Take every line that has the string "index" and copy it out.

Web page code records
**********
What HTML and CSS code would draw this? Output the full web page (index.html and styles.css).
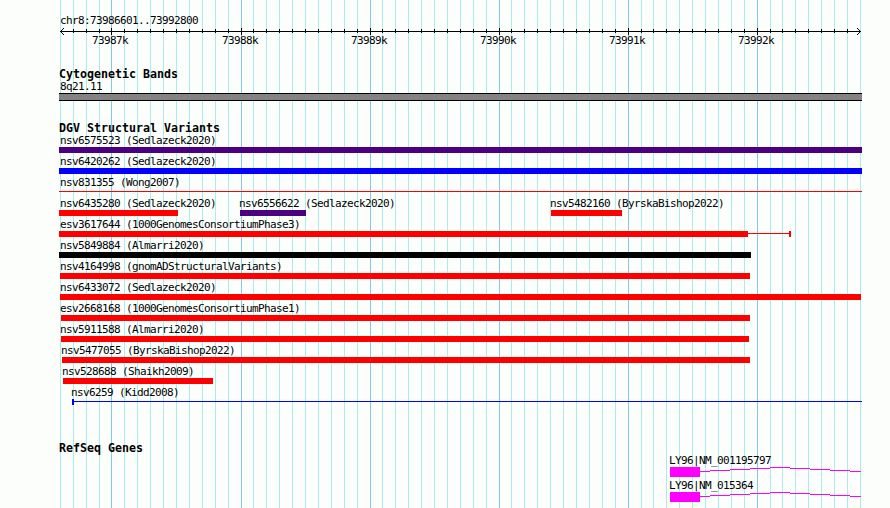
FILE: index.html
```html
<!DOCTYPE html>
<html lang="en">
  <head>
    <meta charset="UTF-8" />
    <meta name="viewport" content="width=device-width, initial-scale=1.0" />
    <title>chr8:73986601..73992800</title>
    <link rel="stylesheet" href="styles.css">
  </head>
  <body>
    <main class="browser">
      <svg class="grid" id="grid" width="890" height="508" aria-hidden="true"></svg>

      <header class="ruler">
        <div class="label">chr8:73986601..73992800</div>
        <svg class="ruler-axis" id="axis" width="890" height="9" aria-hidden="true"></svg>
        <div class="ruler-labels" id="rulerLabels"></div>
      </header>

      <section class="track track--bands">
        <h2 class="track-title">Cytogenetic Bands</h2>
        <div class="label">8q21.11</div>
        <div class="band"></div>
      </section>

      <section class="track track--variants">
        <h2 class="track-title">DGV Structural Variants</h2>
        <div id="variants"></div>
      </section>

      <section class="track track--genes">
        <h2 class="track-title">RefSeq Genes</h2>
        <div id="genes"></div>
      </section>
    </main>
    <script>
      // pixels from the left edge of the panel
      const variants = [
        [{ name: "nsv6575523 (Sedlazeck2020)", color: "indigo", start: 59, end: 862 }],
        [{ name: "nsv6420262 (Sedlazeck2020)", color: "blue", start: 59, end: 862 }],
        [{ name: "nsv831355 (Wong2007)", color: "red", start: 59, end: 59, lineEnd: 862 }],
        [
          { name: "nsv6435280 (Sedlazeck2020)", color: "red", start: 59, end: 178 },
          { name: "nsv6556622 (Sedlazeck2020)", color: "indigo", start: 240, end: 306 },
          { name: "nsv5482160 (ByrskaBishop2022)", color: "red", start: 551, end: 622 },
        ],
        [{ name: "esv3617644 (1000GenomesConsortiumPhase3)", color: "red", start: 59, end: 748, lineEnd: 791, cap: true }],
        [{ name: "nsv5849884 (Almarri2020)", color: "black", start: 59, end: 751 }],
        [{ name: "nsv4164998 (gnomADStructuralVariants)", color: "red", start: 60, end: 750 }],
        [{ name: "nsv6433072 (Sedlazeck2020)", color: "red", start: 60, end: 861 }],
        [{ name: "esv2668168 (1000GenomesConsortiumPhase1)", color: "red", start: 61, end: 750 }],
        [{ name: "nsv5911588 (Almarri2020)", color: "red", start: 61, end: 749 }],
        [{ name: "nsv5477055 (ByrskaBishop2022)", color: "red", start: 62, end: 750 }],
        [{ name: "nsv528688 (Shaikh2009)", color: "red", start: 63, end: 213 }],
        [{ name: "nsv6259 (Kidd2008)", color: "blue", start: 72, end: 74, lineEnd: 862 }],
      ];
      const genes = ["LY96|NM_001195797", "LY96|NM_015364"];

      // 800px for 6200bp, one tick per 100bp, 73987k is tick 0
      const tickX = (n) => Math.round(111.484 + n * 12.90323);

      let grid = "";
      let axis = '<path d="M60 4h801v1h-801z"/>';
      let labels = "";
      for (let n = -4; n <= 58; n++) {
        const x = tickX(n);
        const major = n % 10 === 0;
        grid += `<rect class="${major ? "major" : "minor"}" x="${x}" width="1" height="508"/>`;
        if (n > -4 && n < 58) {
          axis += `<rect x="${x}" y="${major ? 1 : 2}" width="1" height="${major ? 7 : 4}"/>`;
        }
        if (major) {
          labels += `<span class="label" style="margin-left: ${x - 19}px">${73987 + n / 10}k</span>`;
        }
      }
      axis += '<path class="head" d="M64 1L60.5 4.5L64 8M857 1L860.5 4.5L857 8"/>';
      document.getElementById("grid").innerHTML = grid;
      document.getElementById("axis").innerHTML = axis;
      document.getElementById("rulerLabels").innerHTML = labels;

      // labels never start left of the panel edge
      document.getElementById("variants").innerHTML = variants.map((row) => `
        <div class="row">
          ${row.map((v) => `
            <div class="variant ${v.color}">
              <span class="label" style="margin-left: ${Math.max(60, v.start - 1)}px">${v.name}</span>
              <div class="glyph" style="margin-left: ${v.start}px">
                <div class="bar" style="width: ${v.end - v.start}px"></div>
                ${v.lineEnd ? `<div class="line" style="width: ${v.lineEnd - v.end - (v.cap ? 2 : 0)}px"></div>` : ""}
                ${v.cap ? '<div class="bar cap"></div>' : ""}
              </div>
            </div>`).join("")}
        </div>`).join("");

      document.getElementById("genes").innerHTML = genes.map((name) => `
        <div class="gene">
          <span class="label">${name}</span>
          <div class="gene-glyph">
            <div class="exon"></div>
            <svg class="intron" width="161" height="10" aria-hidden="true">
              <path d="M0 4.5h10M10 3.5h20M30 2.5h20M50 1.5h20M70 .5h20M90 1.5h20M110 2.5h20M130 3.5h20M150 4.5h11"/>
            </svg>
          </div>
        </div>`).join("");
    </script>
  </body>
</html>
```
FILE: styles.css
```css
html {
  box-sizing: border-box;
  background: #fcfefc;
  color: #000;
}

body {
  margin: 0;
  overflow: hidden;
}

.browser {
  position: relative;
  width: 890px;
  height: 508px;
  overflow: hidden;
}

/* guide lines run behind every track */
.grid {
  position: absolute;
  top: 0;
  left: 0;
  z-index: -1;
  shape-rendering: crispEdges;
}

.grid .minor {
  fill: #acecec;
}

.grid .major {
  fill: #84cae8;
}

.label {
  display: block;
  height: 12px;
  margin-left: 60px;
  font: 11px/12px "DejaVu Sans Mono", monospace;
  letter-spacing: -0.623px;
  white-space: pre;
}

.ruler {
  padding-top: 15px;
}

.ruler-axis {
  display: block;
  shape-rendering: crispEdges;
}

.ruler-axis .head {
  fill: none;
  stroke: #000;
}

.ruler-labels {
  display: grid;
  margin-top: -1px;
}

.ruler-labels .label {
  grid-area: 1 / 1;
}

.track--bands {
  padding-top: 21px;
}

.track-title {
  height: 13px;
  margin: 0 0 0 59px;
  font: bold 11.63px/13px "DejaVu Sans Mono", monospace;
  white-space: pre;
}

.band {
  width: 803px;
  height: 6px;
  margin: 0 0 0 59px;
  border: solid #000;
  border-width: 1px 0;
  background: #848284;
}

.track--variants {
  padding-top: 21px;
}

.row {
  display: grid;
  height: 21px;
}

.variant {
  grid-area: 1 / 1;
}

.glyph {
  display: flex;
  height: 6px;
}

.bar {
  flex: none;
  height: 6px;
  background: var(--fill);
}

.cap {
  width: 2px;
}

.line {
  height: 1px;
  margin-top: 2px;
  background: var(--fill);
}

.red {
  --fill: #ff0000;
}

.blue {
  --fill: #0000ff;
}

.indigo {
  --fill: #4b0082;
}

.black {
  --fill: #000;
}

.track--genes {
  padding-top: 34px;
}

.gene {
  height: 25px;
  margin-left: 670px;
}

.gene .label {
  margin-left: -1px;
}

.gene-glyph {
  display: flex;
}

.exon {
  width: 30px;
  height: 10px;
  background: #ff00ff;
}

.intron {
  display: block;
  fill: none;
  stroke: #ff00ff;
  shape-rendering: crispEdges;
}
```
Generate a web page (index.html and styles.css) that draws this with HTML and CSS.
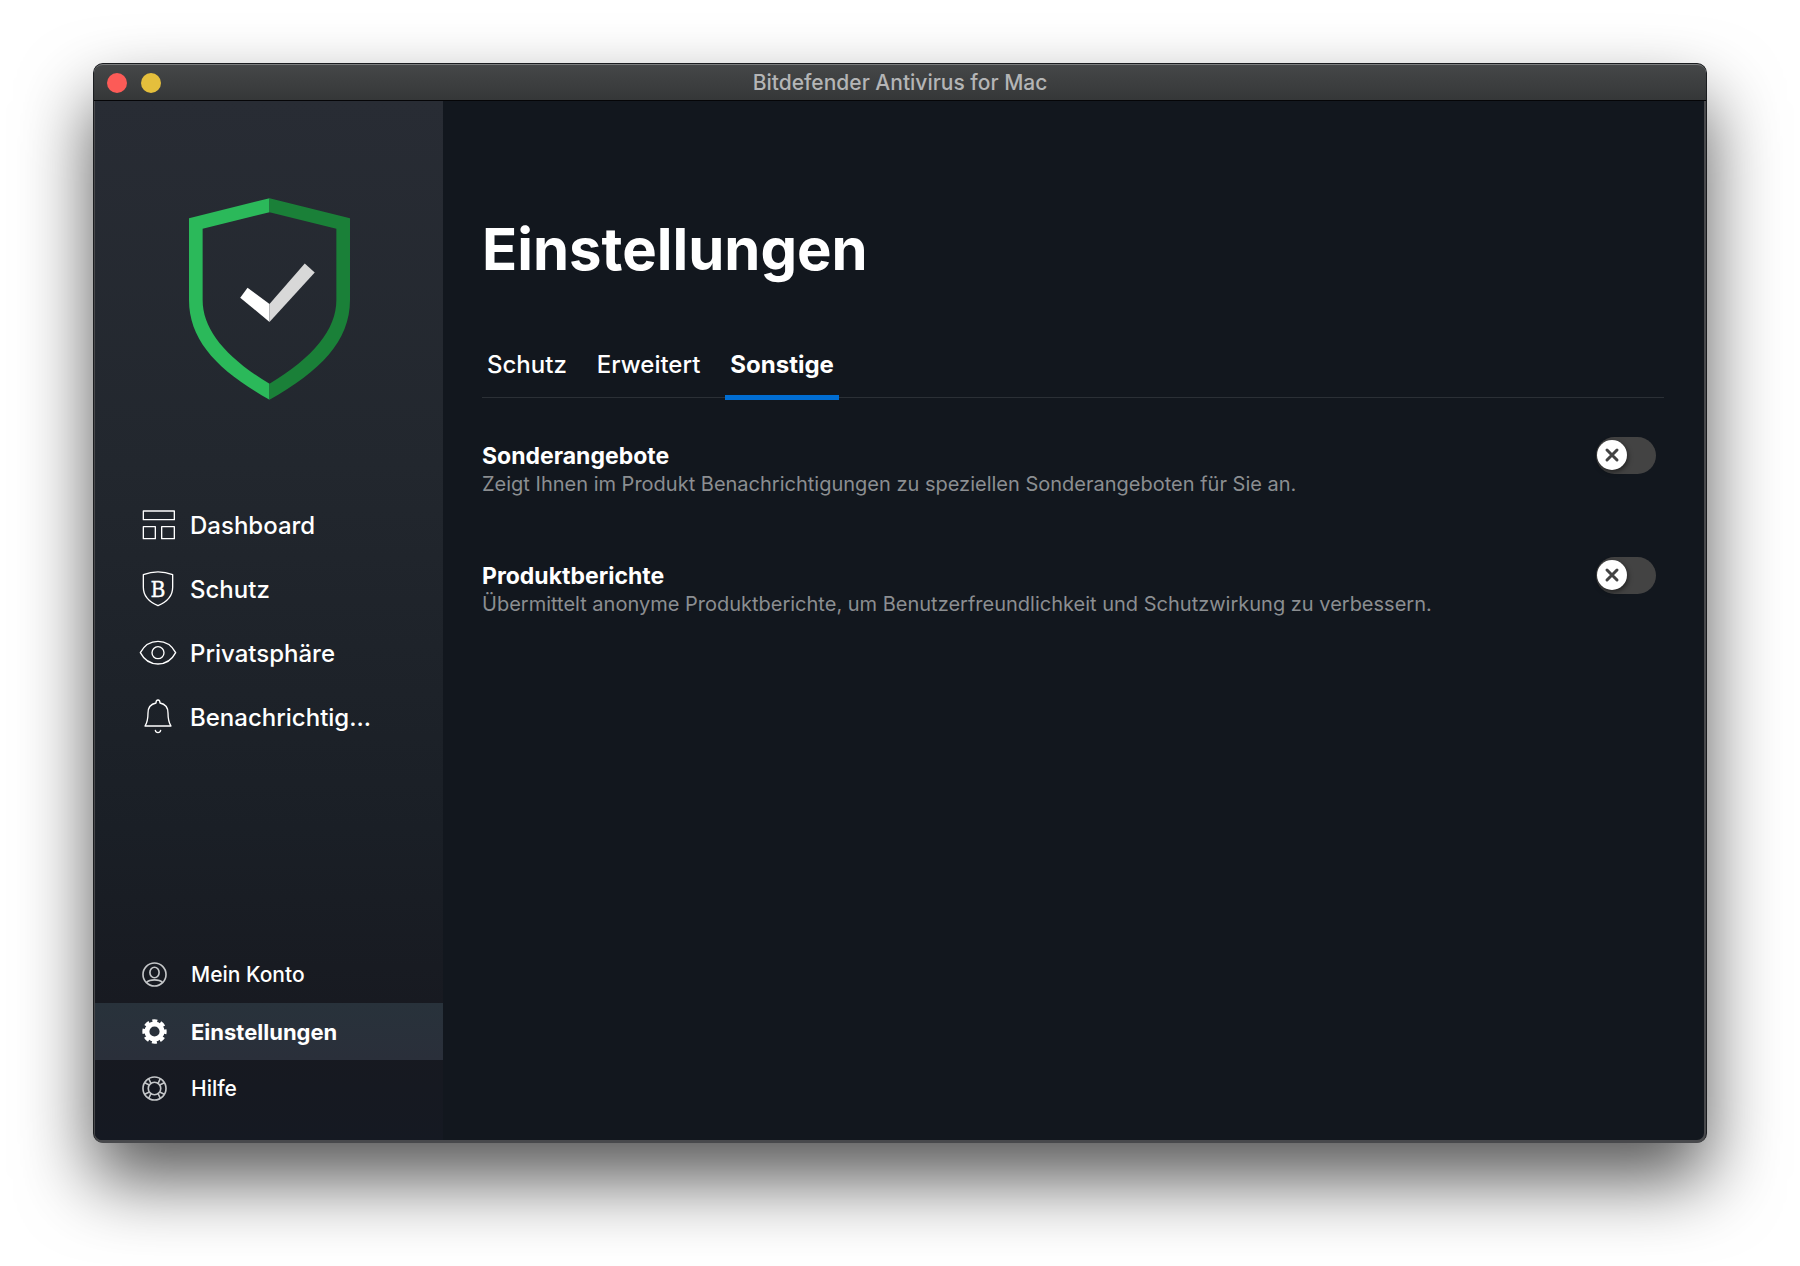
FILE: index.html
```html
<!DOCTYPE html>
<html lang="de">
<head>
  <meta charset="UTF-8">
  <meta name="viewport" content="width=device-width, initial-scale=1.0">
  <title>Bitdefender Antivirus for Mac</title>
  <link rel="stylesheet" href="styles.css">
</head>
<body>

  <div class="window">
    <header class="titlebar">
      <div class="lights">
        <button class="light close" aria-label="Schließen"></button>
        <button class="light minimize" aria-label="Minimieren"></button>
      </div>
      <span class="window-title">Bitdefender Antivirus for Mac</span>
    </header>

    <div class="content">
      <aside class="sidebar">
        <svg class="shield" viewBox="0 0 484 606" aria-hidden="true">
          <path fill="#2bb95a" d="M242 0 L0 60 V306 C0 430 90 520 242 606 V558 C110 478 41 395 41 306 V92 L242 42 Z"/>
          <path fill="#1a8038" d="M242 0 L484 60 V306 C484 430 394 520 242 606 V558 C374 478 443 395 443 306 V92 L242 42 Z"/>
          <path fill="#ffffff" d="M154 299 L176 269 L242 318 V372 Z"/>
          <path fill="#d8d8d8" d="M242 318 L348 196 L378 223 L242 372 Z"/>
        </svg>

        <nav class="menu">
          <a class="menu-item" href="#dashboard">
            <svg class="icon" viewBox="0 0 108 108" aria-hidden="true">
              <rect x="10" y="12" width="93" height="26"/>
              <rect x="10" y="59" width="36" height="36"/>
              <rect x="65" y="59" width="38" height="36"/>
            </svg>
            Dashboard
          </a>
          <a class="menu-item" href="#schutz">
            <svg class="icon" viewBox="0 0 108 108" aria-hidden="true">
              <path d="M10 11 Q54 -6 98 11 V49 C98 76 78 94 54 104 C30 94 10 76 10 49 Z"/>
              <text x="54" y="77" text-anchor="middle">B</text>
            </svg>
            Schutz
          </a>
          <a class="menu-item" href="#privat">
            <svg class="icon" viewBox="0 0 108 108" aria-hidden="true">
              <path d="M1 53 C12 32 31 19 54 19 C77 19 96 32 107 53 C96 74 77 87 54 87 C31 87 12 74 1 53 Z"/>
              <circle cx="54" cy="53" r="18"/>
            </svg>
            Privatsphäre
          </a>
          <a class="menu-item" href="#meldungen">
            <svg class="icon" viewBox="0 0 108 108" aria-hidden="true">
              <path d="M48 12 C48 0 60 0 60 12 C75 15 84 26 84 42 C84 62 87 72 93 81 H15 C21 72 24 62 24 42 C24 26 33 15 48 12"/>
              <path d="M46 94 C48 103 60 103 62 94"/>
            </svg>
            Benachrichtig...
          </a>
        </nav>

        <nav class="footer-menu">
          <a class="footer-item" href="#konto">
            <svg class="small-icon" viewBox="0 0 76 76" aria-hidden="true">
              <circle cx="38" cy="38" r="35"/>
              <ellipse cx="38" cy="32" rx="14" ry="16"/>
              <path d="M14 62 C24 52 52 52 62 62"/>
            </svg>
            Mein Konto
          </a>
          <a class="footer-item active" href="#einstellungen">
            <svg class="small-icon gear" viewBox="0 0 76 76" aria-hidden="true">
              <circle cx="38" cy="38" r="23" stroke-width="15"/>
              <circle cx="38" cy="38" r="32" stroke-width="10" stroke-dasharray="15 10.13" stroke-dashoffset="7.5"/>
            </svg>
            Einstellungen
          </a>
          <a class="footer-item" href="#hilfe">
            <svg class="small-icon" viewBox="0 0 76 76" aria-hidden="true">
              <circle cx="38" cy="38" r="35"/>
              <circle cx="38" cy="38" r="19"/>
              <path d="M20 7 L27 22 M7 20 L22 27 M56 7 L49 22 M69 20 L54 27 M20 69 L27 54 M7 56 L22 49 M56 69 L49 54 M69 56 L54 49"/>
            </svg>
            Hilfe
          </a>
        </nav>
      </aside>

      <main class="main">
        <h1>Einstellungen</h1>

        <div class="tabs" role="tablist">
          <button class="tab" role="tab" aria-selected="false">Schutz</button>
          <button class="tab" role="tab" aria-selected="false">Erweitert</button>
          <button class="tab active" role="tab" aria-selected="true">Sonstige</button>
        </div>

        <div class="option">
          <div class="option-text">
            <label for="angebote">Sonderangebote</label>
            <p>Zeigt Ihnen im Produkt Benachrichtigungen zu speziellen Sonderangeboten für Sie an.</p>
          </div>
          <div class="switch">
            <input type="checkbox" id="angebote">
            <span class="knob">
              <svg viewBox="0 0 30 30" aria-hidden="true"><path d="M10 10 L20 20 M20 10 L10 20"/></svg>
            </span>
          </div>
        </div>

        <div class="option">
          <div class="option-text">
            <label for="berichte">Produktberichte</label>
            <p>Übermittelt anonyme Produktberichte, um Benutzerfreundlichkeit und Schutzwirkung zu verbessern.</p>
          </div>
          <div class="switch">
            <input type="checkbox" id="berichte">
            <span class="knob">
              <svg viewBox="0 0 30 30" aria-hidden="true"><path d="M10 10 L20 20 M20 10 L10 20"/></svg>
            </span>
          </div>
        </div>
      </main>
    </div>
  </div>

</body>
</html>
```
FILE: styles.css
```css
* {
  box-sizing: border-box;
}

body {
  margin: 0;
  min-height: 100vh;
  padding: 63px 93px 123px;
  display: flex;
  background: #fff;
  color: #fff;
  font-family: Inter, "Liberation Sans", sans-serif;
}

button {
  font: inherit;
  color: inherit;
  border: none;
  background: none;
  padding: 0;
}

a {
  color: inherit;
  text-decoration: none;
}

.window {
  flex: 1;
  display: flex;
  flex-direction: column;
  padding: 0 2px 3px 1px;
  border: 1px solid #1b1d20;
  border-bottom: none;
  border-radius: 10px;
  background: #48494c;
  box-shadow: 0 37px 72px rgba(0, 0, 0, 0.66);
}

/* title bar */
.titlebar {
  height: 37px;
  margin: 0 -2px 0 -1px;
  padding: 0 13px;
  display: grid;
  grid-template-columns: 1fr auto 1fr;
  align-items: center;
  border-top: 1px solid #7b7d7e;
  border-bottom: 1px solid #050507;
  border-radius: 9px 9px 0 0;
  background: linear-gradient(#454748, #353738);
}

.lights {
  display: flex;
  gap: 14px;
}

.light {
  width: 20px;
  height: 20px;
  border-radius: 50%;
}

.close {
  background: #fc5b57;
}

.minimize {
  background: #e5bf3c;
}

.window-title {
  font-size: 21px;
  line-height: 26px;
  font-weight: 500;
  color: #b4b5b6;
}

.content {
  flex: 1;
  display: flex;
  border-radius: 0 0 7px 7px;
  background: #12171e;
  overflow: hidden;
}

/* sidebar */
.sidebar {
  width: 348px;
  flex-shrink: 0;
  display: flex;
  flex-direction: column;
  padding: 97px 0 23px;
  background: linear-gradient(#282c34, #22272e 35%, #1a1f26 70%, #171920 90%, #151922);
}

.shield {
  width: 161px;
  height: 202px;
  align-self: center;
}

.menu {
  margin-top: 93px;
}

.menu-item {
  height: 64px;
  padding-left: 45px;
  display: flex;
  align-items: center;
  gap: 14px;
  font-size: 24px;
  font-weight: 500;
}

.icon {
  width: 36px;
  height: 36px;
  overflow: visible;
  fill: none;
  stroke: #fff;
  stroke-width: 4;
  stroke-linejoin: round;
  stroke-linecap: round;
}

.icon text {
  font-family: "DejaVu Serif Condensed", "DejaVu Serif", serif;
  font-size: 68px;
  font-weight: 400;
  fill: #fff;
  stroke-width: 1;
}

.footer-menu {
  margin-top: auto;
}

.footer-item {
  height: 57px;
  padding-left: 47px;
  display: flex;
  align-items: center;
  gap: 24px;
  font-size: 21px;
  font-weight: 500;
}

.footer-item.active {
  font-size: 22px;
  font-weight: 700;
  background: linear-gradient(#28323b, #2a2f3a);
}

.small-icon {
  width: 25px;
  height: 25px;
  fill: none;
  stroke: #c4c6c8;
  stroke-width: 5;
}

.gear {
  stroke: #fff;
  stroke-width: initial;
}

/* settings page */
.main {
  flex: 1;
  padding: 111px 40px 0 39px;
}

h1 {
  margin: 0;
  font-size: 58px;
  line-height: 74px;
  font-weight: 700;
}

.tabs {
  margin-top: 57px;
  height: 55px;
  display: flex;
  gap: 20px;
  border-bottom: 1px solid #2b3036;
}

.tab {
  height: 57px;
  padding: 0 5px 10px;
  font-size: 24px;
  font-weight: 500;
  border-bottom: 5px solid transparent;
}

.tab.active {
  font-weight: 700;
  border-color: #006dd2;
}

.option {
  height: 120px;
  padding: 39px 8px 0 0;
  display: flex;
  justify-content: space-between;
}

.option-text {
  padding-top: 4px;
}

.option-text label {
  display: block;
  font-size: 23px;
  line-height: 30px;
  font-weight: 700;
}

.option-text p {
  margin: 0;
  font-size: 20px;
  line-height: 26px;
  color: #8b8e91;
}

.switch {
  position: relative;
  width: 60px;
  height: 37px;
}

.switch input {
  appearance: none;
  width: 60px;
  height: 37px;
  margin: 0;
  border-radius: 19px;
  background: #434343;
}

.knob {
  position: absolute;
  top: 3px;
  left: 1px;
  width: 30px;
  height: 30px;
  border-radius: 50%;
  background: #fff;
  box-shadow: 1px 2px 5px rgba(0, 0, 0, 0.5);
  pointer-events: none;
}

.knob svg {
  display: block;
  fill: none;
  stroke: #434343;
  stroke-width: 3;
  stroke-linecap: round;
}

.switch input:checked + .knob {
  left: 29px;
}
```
**********
§ **Exercise solution**
What HTML and CSS code would draw this? Output the full web page (index.html and styles.css).
FILE: index.html
  z-index: -1;
Generate a web page (index.html and styles.css) that draws this with HTML and CSS.
FILE: index.html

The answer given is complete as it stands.